それは当然ながら順位をつけることのデメリットがあるからだ。
私も教育現場で10年以上勤めてきたからそれについてはよく理解できる。

ただ、順位をつけることのメリットがあることも忘れてはいけない。
順位に限らず、「競争」というのは、子供たちの能力を引き出すのにはうってつけだ。
体育指導を行うときに、一番盛り上がるのは「競争」である。
競争となれば、手を抜かず、自然と全力で活動ができる。
そして、勝って大喜びする子もいれば、負けて泣いている子もいる。

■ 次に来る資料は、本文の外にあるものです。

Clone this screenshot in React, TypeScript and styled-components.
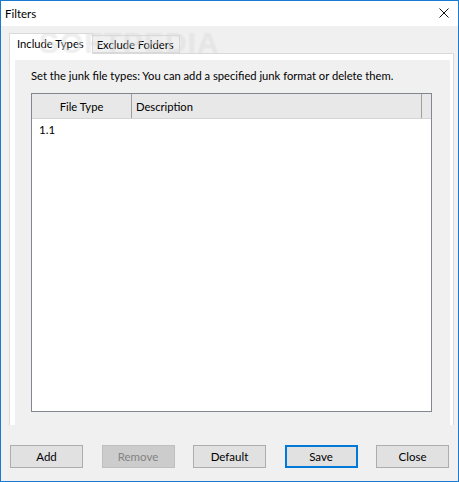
import styled, { createGlobalStyle } from 'styled-components'

const GlobalStyle = createGlobalStyle`
	html, body {
		margin: 0;
		padding: 0;
		background: #ffffff;
	}
	* {
		box-sizing: border-box;
	}
`

const uiFont = `'Lato', 'Noto Sans', sans-serif`

const buttons = [
	{ label: 'Add' },
	{ label: 'Remove', disabled: true },
	{ label: 'Default' },
	{ label: 'Save', isDefault: true },
	{ label: 'Close' },
]

export default function App() {
	return (
		<>
			<GlobalStyle />
			<Window>
				<TitleBar>
					<Title>Filters</Title>
					<CloseIcon viewBox="0 0 10 10">
						<path d="M0.5 0.5 L9.5 9.5 M9.5 0.5 L0.5 9.5" />
					</CloseIcon>
				</TitleBar>
				<Body>
					<Watermark>SOFTPEDIA</Watermark>
					<TabStrip>
						<Tab active>Include Types</Tab>
						<Tab>Exclude Folders</Tab>
					</TabStrip>
					<TabPage>
						<InnerPanel>
							<Hint>Set the junk file types: You can add a specified junk format or delete them.</Hint>
							<ListView>
								<HeaderRow>
									<HeaderCell width={100} center>File Type</HeaderCell>
									<HeaderCell width={290}>Description</HeaderCell>
									<HeaderFiller />
								</HeaderRow>
								<Row>
									<Cell>1.1</Cell>
								</Row>
							</ListView>
						</InnerPanel>
					</TabPage>
					<ButtonRow>
						{buttons.map((b) => (
							<DialogButton key={b.label} disabled={b.disabled} isDefault={b.isDefault}>
								{b.label}
							</DialogButton>
						))}
					</ButtonRow>
				</Body>
			</Window>
		</>
	)
}

const Window = styled.div`
	width: 459px;
	height: 482px;
	border: 1px solid #1979d3;
	display: flex;
	flex-direction: column;
	font-family: ${uiFont};
	font-size: 11.2px;
	color: #000;
	overflow: hidden;
`

const TitleBar = styled.div`
	height: 25px;
	background: #ffffff;
	display: flex;
	align-items: center;
	justify-content: space-between;
	padding: 0 9px 1px 4px;
`

const Title = styled.span`
	font-size: 11.5px;
`

const CloseIcon = styled.svg`
	width: 10px;
	height: 10px;
	fill: none;
	stroke: #111;
	stroke-width: 1;
`

const Body = styled.div`
	position: relative;
	flex: 1;
	min-height: 0;
	background: #f0f0f0;
	display: flex;
	flex-direction: column;
	padding: 7px 4px 0 8px;
`

const Watermark = styled.div`
	position: absolute;
	z-index: 2;
	left: 38px;
	top: 0px;
	font-family: 'Liberation Sans', sans-serif;
	font-weight: bold;
	font-size: 30px;
	letter-spacing: 1px;
	color: rgba(255, 255, 255, 0.4);
	text-shadow: 0 0 1px rgba(0, 0, 0, 0.1);
	pointer-events: none;
`

const TabStrip = styled.div`
	display: flex;
	align-items: flex-end;
	height: 21px;
	position: relative;
	z-index: 1;
	margin-bottom: -1px;
`

const Tab = styled.div<{ active?: boolean }>`
	height: ${({ active }) => (active ? '21px' : '18px')};
	padding: ${({ active }) => (active ? '0 8px 2px 7px' : '0 5px 0 4px')};
	margin-bottom: ${({ active }) => (active ? '0' : '1px')};
	display: flex;
	align-items: center;
	background: ${({ active }) => (active ? '#ffffff' : '#f0f0f0')};
	border: 1px solid #d9d9d9;
	border-bottom: ${({ active }) => (active ? 'none' : '1px solid #d9d9d9')};
	border-left: ${({ active }) => (active ? '1px solid #d9d9d9' : 'none')};
	white-space: nowrap;
`

const TabPage = styled.div`
	height: 372px;
	background: #ffffff;
	border: 1px solid #d9d9d9;
	border-bottom: none;
	padding: 6px 3px 0 5px;
	display: flex;
`

const InnerPanel = styled.div`
	flex: 1;
	min-width: 0;
	background: #f0f0f0;
	display: flex;
	flex-direction: column;
	padding: 8px 18px 13px 16px;
`

const Hint = styled.div`
	height: 25px;
	line-height: 16px;
	white-space: nowrap;
`

const ListView = styled.div`
	flex: 1;
	background: #ffffff;
	border: 1px solid #828790;
	display: flex;
	flex-direction: column;
`

const HeaderRow = styled.div`
	height: 25px;
	display: flex;
	background: #e8e8e8;
	border-bottom: 1px solid #d5d5d5;
`

const HeaderCell = styled.div<{ width: number; center?: boolean }>`
	width: ${({ width }) => width}px;
	display: flex;
	align-items: center;
	justify-content: ${({ center }) => (center ? 'center' : 'flex-start')};
	padding-left: ${({ center }) => (center ? '0' : '4px')};
	border-right: 1px solid #a0a0a0;
`

const HeaderFiller = styled.div`
	flex: 1;
`

const Row = styled.div`
	height: 18px;
	display: flex;
	align-items: center;
	padding-left: 7px;
	margin-top: 1px;
`

const Cell = styled.span`
	font-size: 11.5px;
`

const ButtonRow = styled.div`
	display: flex;
	justify-content: space-between;
	padding: 20px 5px 0 1px;
`

const DialogButton = styled.button<{ isDefault?: boolean }>`
	width: 73px;
	height: 23px;
	font-family: ${uiFont};
	font-size: 11.5px;
	color: #000;
	background: #e1e1e1;
	border: ${({ isDefault }) => (isDefault ? '2px solid #0078d7' : '1px solid #adadad')};
	padding: 0;

	&:disabled {
		background: #cccccc;
		border-color: #bfbfbf;
		color: #838383;
	}
`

泣いて怒っている子もいる。
仲間のせいにして暴言を吐く子もいる。すねてもうやらないと体育館から出て行こうとする子もいる。
先生たちは大変だ。
でもそれも、教育にはとても大切なことだ。
勝敗を受け入れる心、自分の気持ちを抑制する力、運動(スポーツ)には心を鍛える要素がつまっている。

それはさておき…

こんなニュースを耳にした。

ある先生が、漢字テストに力を入れていた。
とにかく子供たちに漢字を覚えさえたい。
強い思いを抱いていた。
でも、半分くらいの児童は、全く必死になってくれず、毎回50点満点中10点程度。
その先生は分かっている。この子たちは漢字が苦手なのではなく、そもそも覚えようとしていない。
きっとこの先生は「漢字テスト」という材料を使って、「努力」とか「がんばればできる」とか「必死になる」とかそういう気持ちを身につけてほしいし、その達成感を味わってほしいとも感じていたのだろう。

子供のことを本当によく考えている愛のある先生だ。
別に漢字ができなくても先生は困らないし、必死にならない子がそのままでも先生は困らない。
困るのはその子だし、もしかしたらその親かもしれない。

でも先生はなんとかその子たちを変えてあげたいと思い、考えた結果、テストの結果を貼り出すことにした。
子供たちを奮起させたいと思ったのだろう。

みなさんその後どうなったと思いますか?

ある保護者が、テストの貼り出しについてクレームを言い、その先生の行動は不適切教育として異動となってしまったそうだ。

これが今の教育現場である。

この指導が適切か不適切だったかはさておき、テストの点数を貼り出し、低い子は「頑張ろう!」とし、高い子は「よっしゃ!」と思いさらに頑張るだろうと想像することは間違っていないと思う。
もちろん、そのテストの点数を見て、大きく落ち込んでしまう子もいるし、過信してしまう子もいるのは事実である。

「全ての児童にとって」適切な指導はなかなか存在しない。
私も30人の児童を目の前にして、1人にでも引っかかり、その1人の人生を少し良くすることがでいればいいといつも思っている。

話を戻すが、「競争」することが、子供たちの成長に効果があるのであれば「適切に」「競争」をさせていくことが必要だと思う。

「転ばぬ先の杖」は教育では「悪魔の杖」になることが多い。
「転ばぬ先の杖」を使っていることで、確かに転ばないが、いざ、その杖がなくなったときにどうなるか。